Just in time for Veterans Day, Illinois Joining Forces is launching an effort to connect veterans with services they may need.

The effort is called Operation Connect a Vet.

People are asked to contact IJF through the end of the year to request a wellness check – either a single check-in or on an ongoing basis – for a veteran, service member or member of their family.

The wellness checks will be made by veterans who help fellow veterans for a living. One is Michael Pedroza, a U.S. Navy veteran who served from 1989-93. He’s a veteran care coordinator specialist for IJF.

“Veterans we’ll be calling doesn’t necessarily have to be experiencing a crisis,” Pedroza said. “At the very least, we want to let them know there’s someone to talk to, another veteran, and they’re not alone.”

Most calls Pedroza takes from veterans do uncover a crisis. And that crisis is usually financial, he said.

A recent report by the United States Department of Agriculture noted that 11% of working-age veterans live in a food-insecure household.

Requests can be made calling the IJF Care Coordination Center at 833-463-6453, sending an email to, or filling out Connect a Vet form on the IJF website,

There are a multitude of financial problems veterans face, Pedroza said.

“Rent. Mortgage. Life issues, like deciding between fixing a broken-down vehicle or getting meds,” he said. “We’re not going to give veterans a hand out, but a hand up.
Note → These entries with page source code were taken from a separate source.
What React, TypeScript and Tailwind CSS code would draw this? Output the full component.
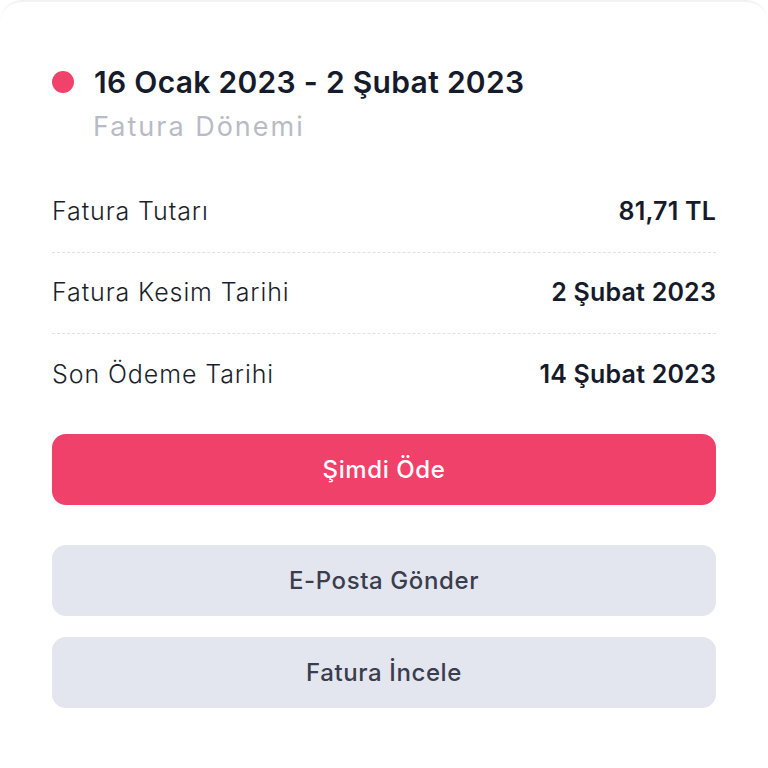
import React from "react";

const rows = [
  { label: "Fatura Tutarı", value: "81,71 TL" },
  { label: "Fatura Kesim Tarihi", value: "2 Şubat 2023" },
  { label: "Son Ödeme Tarihi", value: "14 Şubat 2023" },
];

export default function App() {
  return (
    <div className="min-h-screen w-full bg-white" style={{ fontFamily: "Inter, 'Noto Sans', sans-serif" }}>
      <div className="w-full min-h-[768px] bg-white rounded-t-[22px] border-t-2 border-[#f1f2f4] px-[52px] pt-[62px]">
        <div className="flex items-center gap-[20px]">
          <span className="w-[22px] h-[22px] rounded-full bg-[#f0436c] shrink-0" />
          <h1 className="text-[30px] leading-[36px] font-semibold text-[#161b2b] tracking-[0.3px] whitespace-nowrap">
            16 Ocak 2023 - 2 Şubat 2023
          </h1>
        </div>
        <p className="ml-[41px] mt-[11px] text-[27px] leading-[32px] text-[#b8bbc6] tracking-[2px]">Fatura Dönemi</p>

        <div className="mt-[29px] flex flex-col">
          {rows.map((r, i) => (
            <div
              key={r.label}
              className={
                i < rows.length - 1
                  ? "flex h-[81px] items-center justify-between border-b border-dashed border-[#dfe1e6]"
                  : "flex h-[81px] items-center justify-between"
              }
            >
              <span className="text-[25px] font-light text-[#1b1f2b] tracking-[0.9px]">{r.label}</span>
              <span className="text-[25px] font-semibold text-[#161b2b] tracking-[0.2px]">
                {r.value}
              </span>
            </div>
          ))}
        </div>

        <div className="mt-[19px] flex flex-col">
          <button className="h-[71px] w-full rounded-[14px] bg-[#f0416b] text-white text-[24px] font-medium tracking-[0.6px]">
            Şimdi Öde
          </button>
          <button className="mt-[40px] h-[71px] w-full rounded-[14px] bg-[#e4e6ef] text-[#3a3d4d] text-[24px] font-medium tracking-[0.6px]">
            E-Posta Gönder
          </button>
          <button className="mt-[21px] h-[71px] w-full rounded-[14px] bg-[#e4e6ef] text-[#3a3d4d] text-[24px] font-medium tracking-[0.6px]">
            Fatura İncele
          </button>
        </div>
      </div>
    </div>
  );
}
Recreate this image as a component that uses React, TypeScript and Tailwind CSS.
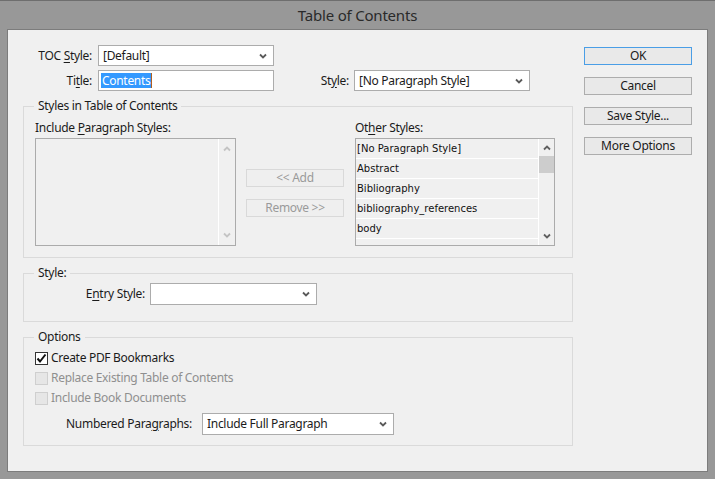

We want to meet their needs using a holistic approach.”

Veterans’ financial issues often are caused by the difficulties of resuming civilian life after serving in the military, Pedroza said.

There could be a job loss because of a breakdown, episodes, survivor’s guilt or invisible injuries, he said.

Veterans are often reticent about asking for help, Pedroza said.

“That’s because of the military culture,” he said. “You learn to be self-sufficient, to improvise, to adapt to overcome whatever problem you’re facing. Veterans are just too humble to reach out.

“I tell them I want to work with them to get them and their family, if they have one, in a better place,” he said. “Once that self-sufficient roadblock comes down, they usually can’t thank me enough.”

In addition to providing help with finances, Pedroza can guide veterans and their families to find help with housing, food, employment, health care and other needs.

Illinois Joining Forces is a nonprofit organization launched in 2012 through an agreement between the Illinois Departments of Veterans’ Affairs and Military Affairs.

It’s a statewide public/private network of military and veterans-serving organizations that work together to improve services for veterans, service members, and their families.

According to its website, IJF helps veterans, service members and their families navigate the “sea of goodwill” to find the support they need when they need it.

“No one organization can do it all, but veterans shouldn’t have to wander from office to office – or website to website – to determine who does what and (who) can best meet their needs,” the IJF website statement reads.